Lynn Souza can’t say the same about the official response. “I unfortunately have not felt much aloha from the local government and even from the federal government.” She says she has not seen evidence of the $95 million that the Biden administration has pledged to help the electric company in Lahaina. “I was trapped on a street because an electric pole was down. The electric company nearly killed us.
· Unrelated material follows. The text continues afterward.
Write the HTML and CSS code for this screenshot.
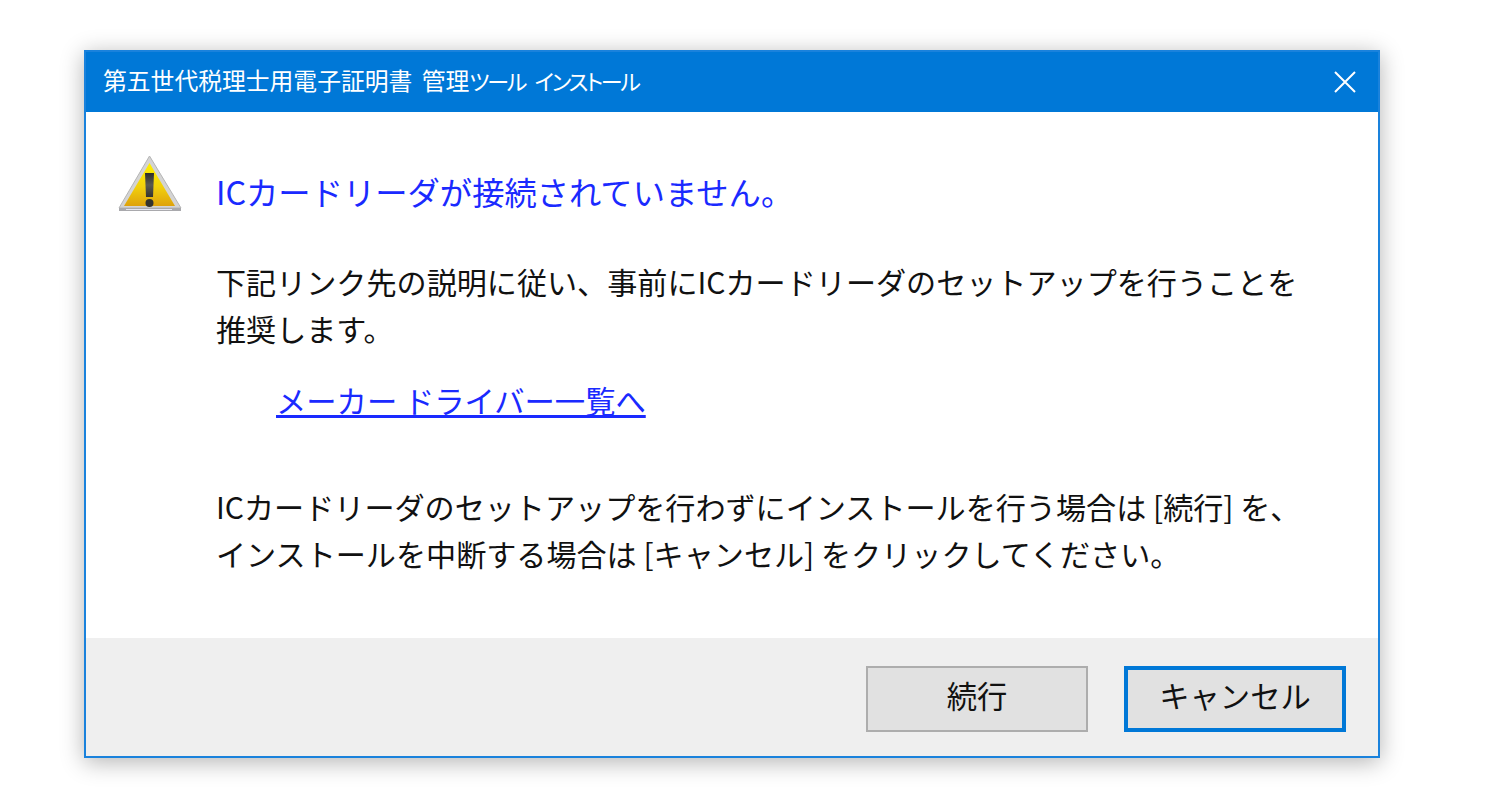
FILE: index.html
```html
<!DOCTYPE html>
<html lang="ja">
<head>
    <meta charset="UTF-8">
    <title>第五世代税理士用電子証明書 管理ツール インストール</title>
    <link rel="stylesheet" href="styles.css">
</head>
<body>
    <div class="dialog">
        <div class="title-bar">
            <span class="title-text">第五世代税理士用電子証明書 管理<span class="kana">ツール</span> <span class="kana">インストール</span></span>
            <svg class="close-icon" width="22" height="22" viewBox="0 0 22 22">
                <path d="M1 1L21 21M21 1L1 21" stroke="#fff" stroke-width="2" fill="none"/>
            </svg>
        </div>

        <div class="content">
            <svg class="warn-icon" width="66" height="58" viewBox="0 0 66 58">
                <defs>
                    <linearGradient id="warn-fill" x1="0" y1="0" x2="0" y2="1">
                        <stop offset="0" stop-color="#fff000"/>
                        <stop offset="0.55" stop-color="#f2d10c"/>
                        <stop offset="1" stop-color="#dea20c"/>
                    </linearGradient>
                    <linearGradient id="warn-mark" x1="0" y1="0" x2="0" y2="1">
                        <stop offset="0" stop-color="#2c2c2a"/>
                        <stop offset="0.5" stop-color="#5a5a52"/>
                        <stop offset="1" stop-color="#33332f"/>
                    </linearGradient>
                </defs>
                <path d="M31.500 1L63 53H1Z" fill="#d4d4d4" stroke="#b5b5b5" stroke-width="1"/>
                <path d="M31.500 8L57 51H6Z" fill="url(#warn-fill)"/>
                <rect x="1" y="53" width="62" height="3" fill="#a9a9ad"/>
                <rect x="8" y="54" width="46" height="1" fill="#e4e6f2"/>
                <path d="M27 18H36L35 42H28Z" fill="url(#warn-mark)"/>
                <circle cx="31.500" cy="48" r="4" fill="#33332f"/>
            </svg>

            <div class="message">
                <h1 class="heading">ICカードリーダが接続されていません。</h1>
                <p class="para">下記リンク先の説明に従い、事前にICカードリーダのセットアップを行うことを<br>推奨します。</p>
                <a class="maker-link" href="#">メーカー ドライバー一覧へ</a>
                <p class="para">ICカードリーダのセットアップを行わずにインストールを行う場合は [続行] を、<br>インストールを中断する場合は [キャンセル] をクリックしてください。</p>
            </div>
        </div>

        <div class="footer">
            <button class="btn">続行</button>
            <button class="btn btn-focus">キャンセル</button>
        </div>
    </div>
</body>
</html>
```

FILE: styles.css
```css
html, body {
    height: 100%;
}

body {
    margin: 0;
    background: #fff;
    font-family: "Noto Sans CJK JP", "Liberation Sans", sans-serif;
    padding: 50px 0 0 84px;
    box-sizing: border-box;
    overflow: hidden;
}

.dialog {
    width: 1296px;
    height: 708px;
    box-sizing: border-box;
    border: 2px solid #1a82dc;
    background: #fff;
    display: flex;
    flex-direction: column;
    box-shadow: 0 4px 22px rgba(0, 0, 0, 0.3);
}

.title-bar {
    height: 60px;
    flex: none;
    background: #0078d7;
    color: #fff;
    display: flex;
    align-items: center;
    justify-content: space-between;
    padding: 0 22px 4px 17px;
    box-sizing: border-box;
}

.title-text {
    font-size: 23.800px;
    line-height: 30px;
    font-feature-settings: "palt";
    word-spacing: 4px;
}

.kana {
    font-size: 22px;
    letter-spacing: -2.200px;
}

.close-icon {
    margin-top: 4px;
}

.content {
    flex: 1;
    display: flex;
    align-items: flex-start;
    padding: 43px 0 0 32px;
}

.warn-icon {
    flex: none;
    margin-right: 32px;
}

.message {
    padding-top: 13px;
}

.heading {
    margin: 0 0 43px;
    font-size: 32.300px;
    font-weight: normal;
    line-height: 47px;
    color: #1a2aff;
}

.para {
    margin: 0;
    font-size: 30.100px;
    line-height: 47px;
    color: #111;
}

.maker-link {
    display: inline-block;
    margin: 31px 0 66px 60px;
    font-size: 30.300px;
    line-height: 34px;
    color: #1a2aff;
    text-underline-offset: 2px;
}

.footer {
    height: 118px;
    flex: none;
    background: #efefef;
    display: flex;
    justify-content: flex-end;
    gap: 36px;
    padding: 28px 32px 0 0;
    box-sizing: border-box;
}

.btn {
    width: 222px;
    height: 66px;
    box-sizing: border-box;
    background: #e1e1e1;
    border: 2px solid #adadad;
    padding: 0 0 8px;
    font-family: inherit;
    font-size: 30.300px;
    color: #111;
}

.btn-focus {
    border: 4px solid #0078d7;
}
```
It doesn’t feel right,” she says, with her voice trailing off.

Though Lahaina and Maui are going through traumatic times right now, over and over people said this tragedy can also be seen as time for hulihia, which means to turn, to change, to start anew in Hawaiian language.

A scene of destruction from the wildfire in Lahaina on Aug. 22.

“We are at that turning point right now,” says Kaauamo, the Hawaiian-language advocate with the MACC, “to change the branding of aloha from this commercialized version.” It’s an opportunity to embrace the real meaning of aloha, she says. “It’s being a very conscious human being who lives with the right intention to help others, the land, the ocean.”

Ka’aihue, the MACC educator, says people in Maui are supporting one another through their pain and uncertainty with an aloha intent right now. “We have an opportunity through the way that aloha is being shared and expressed and seen during these difficult times on Maui, to really show the true meaning of what that is and what it looks like.”

Ka’aihue says that in the aftermath of the fires, “the life and the spirit of aloha is really what is driving this healing force for everybody impacted, as well as keeping everyone focused and grounded and really, truly on the same journey, allowing everyone to heal at their own pace with that aloha at that heart of this devastation.”